The anti-Market organisations should go to some trouble to show that VAT is a tax with which we will not be allowed to dispense so long as we are members of the Community, in spite of harmonisation not being in prospect. Amusingly attention might be directed to a recent meeting of the EEC Finance Ministers discussing tax evasion and avoidance. During the talks the Luxembourg representative was "notable by his silence" according to a report in the current issue of the Banker.

Bouncing back

My friend Peter Walker is said to have been so humiliatingly lowered by the defeat of Ted Heath last February that he has scarcely stopped to pass the time with his favourite company — the lobby journalists. Gradually Walker is recovering confidence. He spoke to the Army Staff College recently and was back in his old form. On being asked for his views on Gough Whitlam, Australia's increasingly mushy Prime Minister, Walker replied: "I have a greater contempt for Whitlam than for Wilson if that is conceivable.
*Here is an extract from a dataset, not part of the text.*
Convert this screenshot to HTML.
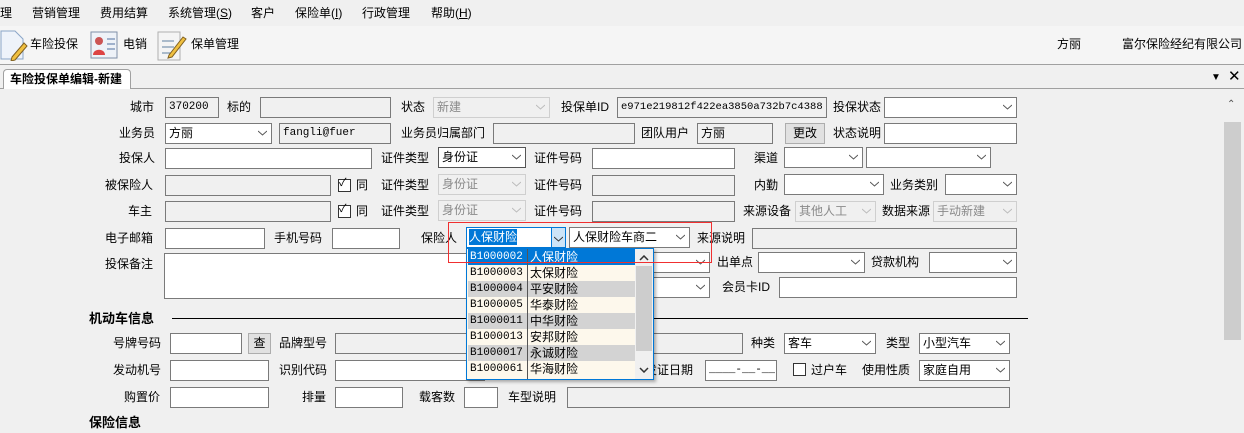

It is relatively easy to destroy the British economy, but to destroy the Australian takes a touch of genius." In the same speech he referred with relish to a mot attributed to Tank Ali: "There are' two things I don't like about Harold Wilson — his face."

Lawson's lapses

I am sorry to see from my copy of the Dunstable Gazette that Nigel Lawson, once Editor of The Spectator, and now the Tory MP for Blaby has been fined for "not glancing at his speedometer for a few moments" when he was doing 86 mph as the police claimed. There is little doubt that Lawson is a man in a hurry well getting the publicity he is seeking. He stage-managed to hit Stanley Clinton-Davis with his order paper in the Chamber of the House and it should not be long before his crass misjudgment in backing Ted Heath against Margaret Thatcher is forgotten and he is once more on his way into a junior shadow post.